A nice easy one, but you’d be surprised how often it gets ignored. If you’ve agreed to write an 80,000-word popular introduction to aboriginal art, don’t turn in a 300,000-word ethnography of the Yolngu of North Arnhem. If something’s this off-base it may not even reach a copy-editor, but the principle holds on all levels. Remember: writing is a profession just like any other.

Hit the right tone

This applies across the board, but it’s most important in multi-contributor works like encyclopedias or text books. Read a similar publication first. Copy-editors can do a lot of things by themselves, but if the tone or voice of a piece is totally off-key it’s going to stretch even their powers. Rewriting isn’t an editor’s job – and quite rightly: it’s your name on the cover, so they should be your words. Expect to see your MS bounced back with a note politely asking you to try again.

Don’t be a stranger

At its best, copy-editing is a collaborative process between writer and reader. It’s the exciting phase of producing your book when you get to talk to other people rather than go slowly mad alone in your study. When your copy-editor has finished their first pass at your work they will almost certainly have a long list of ‘AQs’, or author queries. By this stage they have an emotional investment in your text and it is on their mind 24/7. So nothing is more frustrating than an author who goes suddenly AWOL. Not responding to emails or phonecalls just kills the moment.

Be flexible

When you receive your copy-edited MS (with its accompanying list of AQs) a lot of the corrections will seem pedantic, some of them pointless, some of them even stupid. However, they should all have been made for a reason. Now’s the time to step back and take a critical look at your work.

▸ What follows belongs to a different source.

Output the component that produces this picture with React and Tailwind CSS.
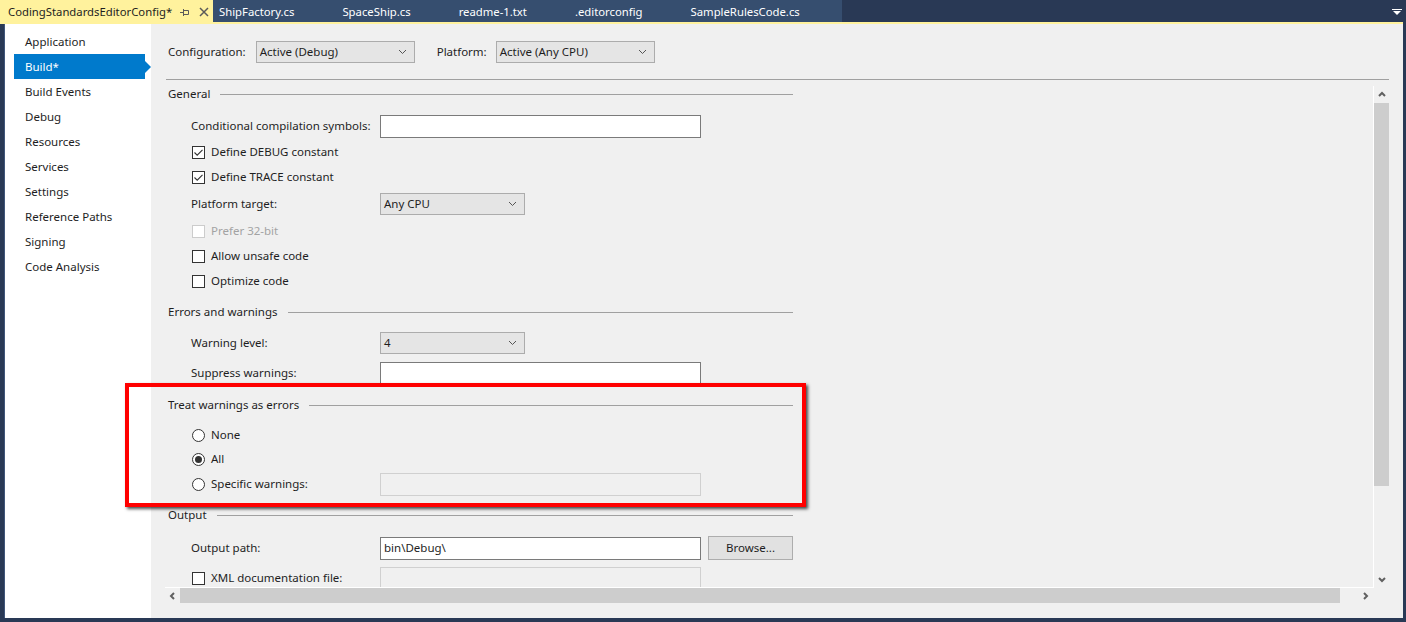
import React from 'react';

const tabs = ['ShipFactory.cs', 'SpaceShip.cs', 'readme-1.txt', '.editorconfig', 'SampleRulesCode.cs'];
const navItems = ['Application', 'Build*', 'Build Events', 'Debug', 'Resources', 'Services', 'Settings', 'Reference Paths', 'Signing', 'Code Analysis'];

function Chevron({ dir = 'down', className = '' }) {
  const paths = {
    down: 'M1 1 L4.5 4.5 L8 1',
    up: 'M1 4.5 L4.5 1 L8 4.5',
  };
  return (
    <svg width="9" height="6" viewBox="0 0 9 6" className={className}>
      <path d={paths[dir]} fill="none" stroke="#555" strokeWidth="1" />
    </svg>
  );
}

function ScrollArrow({ dir }) {
  const d = {
    up: 'M1 5 L4 2 L7 5',
    down: 'M1 2 L4 5 L7 2',
    left: 'M5 1 L2 4 L5 7',
    right: 'M2 1 L5 4 L2 7',
  }[dir];
  return (
    <svg width="8" height="8" viewBox="0 0 8 8">
      <path d={d} fill="none" stroke="#606060" strokeWidth="2" />
    </svg>
  );
}

function Select({ value, width }) {
  return (
    <div className={`flex items-center justify-between h-[22px] bg-[#e5e5e5] border border-[#acacac] pl-[3px] pr-[7px] ${width}`}>
      <span>{value}</span>
      <Chevron />
    </div>
  );
}

function TextBox({ value, disabled }) {
  return (
    <div
      className={
        disabled
          ? 'w-[321px] h-[23px] bg-[#f0f0f0] border border-[#d0d0d0]'
          : 'w-[321px] h-[23px] bg-white border border-[#7a7a7a] flex items-center pl-[3px]'
      }
    >
      {value}
    </div>
  );
}

function Checkbox({ checked, disabled }) {
  return (
    <div
      className={`w-[13px] h-[13px] shrink-0 bg-white border flex items-center justify-center ${
        disabled ? 'border-[#cccccc]' : 'border-[#333333]'
      }`}
    >
      {checked && (
        <svg width="11" height="11" viewBox="0 0 11 11">
          <path d="M1.5 5.5 L4.2 8.2 L9.5 2.8" fill="none" stroke="#333" strokeWidth="1.1" />
        </svg>
      )}
    </div>
  );
}

function Radio({ checked }) {
  return (
    <div className="w-[13px] h-[13px] shrink-0 rounded-full bg-white border border-[#333333] flex items-center justify-center">
      {checked && <div className="w-[7px] h-[7px] rounded-full bg-[#333333]" />}
    </div>
  );
}

function Header({ title, className }) {
  return (
    <div className={`flex items-center h-[24px] w-[625px] ${className}`}>
      <span>{title}</span>
      <div className="flex-1 ml-[10px] h-px bg-[#a0a0a0]" />
    </div>
  );
}

export default function App() {
  return (
    <div className="relative w-[1406px] h-[622px] bg-[#293955] flex flex-col overflow-hidden font-['Noto_Sans',sans-serif] text-[11.5px] text-[#1e1e1e]">
      {/* Tab strip */}
      <div className="flex h-[22px] shrink-0 text-[11.3px]">
        <div className="flex items-center w-[213px] shrink-0 bg-[#fff29d] pl-[8px] pt-[2px]">
          <span>CodingStandardsEditorConfig*</span>
          <svg width="10" height="9" viewBox="0 0 10 9" className="ml-[8px]">
            <path d="M0 4.5 H3 M3.5 1 V8 M3.5 2.5 H8.5 V6.5 H3.5" fill="none" stroke="#5a5a5a" strokeWidth="1" />
          </svg>
          <svg width="10" height="10" viewBox="0 0 10 10" className="ml-[9px]">
            <path d="M1 1 L9 9 M9 1 L1 9" stroke="#5a5a5a" strokeWidth="1.5" />
          </svg>
        </div>
        <div className="flex bg-[#364e6f] text-white">
          {tabs.map((t) => (
            <div key={t} className="flex items-center pl-[6px] pr-[42px] pt-[2px]">
              {t}
            </div>
          ))}
        </div>
        <div className="flex-1" />
        <div className="flex items-center pr-[4px] pt-[2px]">
          <svg width="10" height="7" viewBox="0 0 10 7">
            <path d="M0 0 H10 V1 H0 Z M1 2 H9 L5 6 Z" fill="#ffffff" />
          </svg>
        </div>
      </div>
      <div className="h-[2px] mr-[3px] bg-[#fff29d] shrink-0" />

      {/* Body */}
      <div className="flex h-[594px] ml-[4px] mr-[3px]">
        {/* Nav */}
        <div className="w-[147px] shrink-0 bg-white pt-[5px] border-l border-[#40567a]">
          {navItems.map((item) =>
            item === 'Build*' ? (
              <div key={item} className="flex items-center h-[25px]">
                <div className="flex items-center ml-[9px] w-[131px] h-[25px] bg-[#007acc] text-white pl-[11px]">
                  {item}
                </div>
                <div className="w-0 h-0 border-l-[6px] border-l-[#007acc] border-y-[6px] border-y-transparent" />
              </div>
            ) : (
              <div key={item} className="flex items-center h-[25px] pl-[20px]">
                {item}
              </div>
            )
          )}
        </div>

        {/* Main */}
        <div className="flex-1 bg-[#f0f0f0] flex flex-col">
          <div className="flex items-center pt-[17px] pl-[17px]">
            <span>Configuration:</span>
            <div className="ml-[10px]">
              <Select value="Active (Debug)" width="w-[159px]" />
            </div>
            <span className="ml-[22px]">Platform:</span>
            <div className="ml-[9px]">
              <Select value="Active (Any CPU)" width="w-[159px]" />
            </div>
          </div>
          <div className="mt-[16px] ml-[15px] mr-[14px] h-px bg-[#a0a0a0] shrink-0" />

          {/* Scroll region */}
          <div className="flex flex-col ml-[14px] mr-[14px] h-[523px]">
            <div className="flex h-[508px]">
              <div className="flex-1 border-b border-white overflow-hidden pt-[2px]">
                <Header title="General" className="ml-[3px]" />

                <div className="flex items-center h-[24px] mt-[8px] pl-[26px]">
                  <div className="w-[189px]">Conditional compilation symbols:</div>
                  <TextBox />
                </div>
                <div className="flex items-center h-[24px] mt-[2px] pl-[27px] gap-[6px]">
                  <Checkbox checked />
                  <span>Define DEBUG constant</span>
                </div>
                <div className="flex items-center h-[24px] mt-[1px] pl-[27px] gap-[6px]">
                  <Checkbox checked />
                  <span>Define TRACE constant</span>
                </div>
                <div className="flex items-center h-[24px] mt-[3px] pl-[26px]">
                  <div className="w-[189px]">Platform target:</div>
                  <Select value="Any CPU" width="w-[145px]" />
                </div>
                <div className="flex items-center h-[24px] mt-[3px] pl-[27px] gap-[6px] text-[#a3a3a3]">
                  <Checkbox disabled />
                  <span>Prefer 32-bit</span>
                </div>
                <div className="flex items-center h-[24px] mt-[1px] pl-[27px] gap-[6px]">
                  <Checkbox />
                  <span>Allow unsafe code</span>
                </div>
                <div className="flex items-center h-[24px] mt-[1px] pl-[27px] gap-[6px]">
                  <Checkbox />
                  <span>Optimize code</span>
                </div>

                <Header title="Errors and warnings" className="ml-[3px] mt-[7px]" />
                <div className="flex items-center h-[24px] mt-[7px] pl-[26px]">
                  <div className="w-[189px]">Warning level:</div>
                  <Select value="4" width="w-[145px]" />
                </div>
                <div className="flex items-center h-[24px] mt-[6px] pl-[26px]">
                  <div className="w-[189px]">Suppress warnings:</div>
                  <TextBox />
                </div>

                <Header title="Treat warnings as errors" className="ml-[3px] mt-[8px]" />
                <div className="flex items-center h-[24px] mt-[6px] pl-[27px] gap-[6px]">
                  <Radio />
                  <span>None</span>
                </div>
                <div className="flex items-center h-[24px] pl-[27px] gap-[6px]">
                  <Radio checked />
                  <span>All</span>
                </div>
                <div className="flex items-center h-[24px] mt-[1px] pl-[27px]">
                  <div className="flex items-center gap-[6px] w-[188px]">
                    <Radio />
                    <span>Specific warnings:</span>
                  </div>
                  <TextBox disabled />
                </div>

                <Header title="Output" className="ml-[3px] mt-[7px]" />
                <div className="flex items-center h-[24px] mt-[9px] pl-[26px]">
                  <div className="w-[189px]">Output path:</div>
                  <TextBox value="bin\Debug\" />
                  <div className="ml-[7px] w-[85px] h-[24px] flex items-center justify-center bg-[#e1e1e1] border border-[#adadad]">
                    Browse...
                  </div>
                </div>
                <div className="flex items-center h-[24px] mt-[6px] pl-[27px]">
                  <div className="flex items-center gap-[6px] w-[188px]">
                    <Checkbox />
                    <span>XML documentation file:</span>
                  </div>
                  <TextBox disabled />
                </div>
              </div>

              {/* Vertical scrollbar */}
              <div className="w-[16px] shrink-0 mt-[6px] border-l border-white flex flex-col">
                <div className="h-[17px] flex items-center justify-center">
                  <ScrollArrow dir="up" />
                </div>
                <div className="h-[383px] bg-[#cdcdcd]" />
                <div className="flex-1" />
                <div className="h-[17px] flex items-center justify-center">
                  <ScrollArrow dir="down" />
                </div>
              </div>
            </div>

            {/* Horizontal scrollbar */}
            <div className="flex h-[15px]">
              <div className="w-[15px] flex items-center justify-center">
                <ScrollArrow dir="left" />
              </div>
              <div className="w-[1160px] bg-[#cdcdcd]" />
              <div className="flex-1" />
              <div className="w-[15px] flex items-center justify-center">
                <ScrollArrow dir="right" />
              </div>
              <div className="w-[16px]" />
            </div>
          </div>
        </div>
      </div>

      {/* Red highlight box */}
      <div className="absolute left-[125px] top-[383px] w-[681px] h-[124px] border-4 border-[#ff0000] shadow-[2px_2px_3px_rgba(0,0,0,0.7)]" />
    </div>
  );
}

Yes, someone has waded in and messed with your stuff in the name of ‘clarity’ or ‘house style’, but has it really done any harm? And aren’t some bits at least actually a little better? And is any of it worth picking a fight over?

Of course, some of it may be. Your copy-editor probably won’t be an expert in your field, so may inadvertently have misconstrued some specific technical vocabulary, for example. It happens. But they’d be glad to be politely corrected on such mistakes because that helps them get deeper into your text for the rest of the editorial process. Communication is the key.

Be a good scholar

If there’s one thing that sets academic writing apart from popular writing it is referencing. Precise citations, accompanied by a complete, accurate and well-organised bibliography are the foundation of scholarly writing. Yet good referencing is extremely difficult to pull-off. Your copy-editor will be fine with that: part of their job is to effect the most appropriate stye and organisation across your references. What they can’t handle are references that are incomplete, chaotic or even indecipherable. That’s simply poor scholarship. You may not need to write your bibliography in strict Chicago-Turabian just yet (although your publisher will probably advise you on this before you submit your MS), but do make sure that whoever reads it can tell the difference between a book, a chapter and an article, or you’re going to have a lot of AQs to deal with on your next vacation.

So why should you care?

Because copy-editors are human. Yes, we want to make your book absolutely perfect (our names don’t appear on the dustjacket, so a text that sings is our job satisfaction), but unfortunately we inhabit the same temporal stream as everyone else. If you’re not getting the above points in order, then you’re going to burn your copy-editor’s finite time on boring stuff rather than letting them loose on polishing your words. And this, after all, is what we both really want.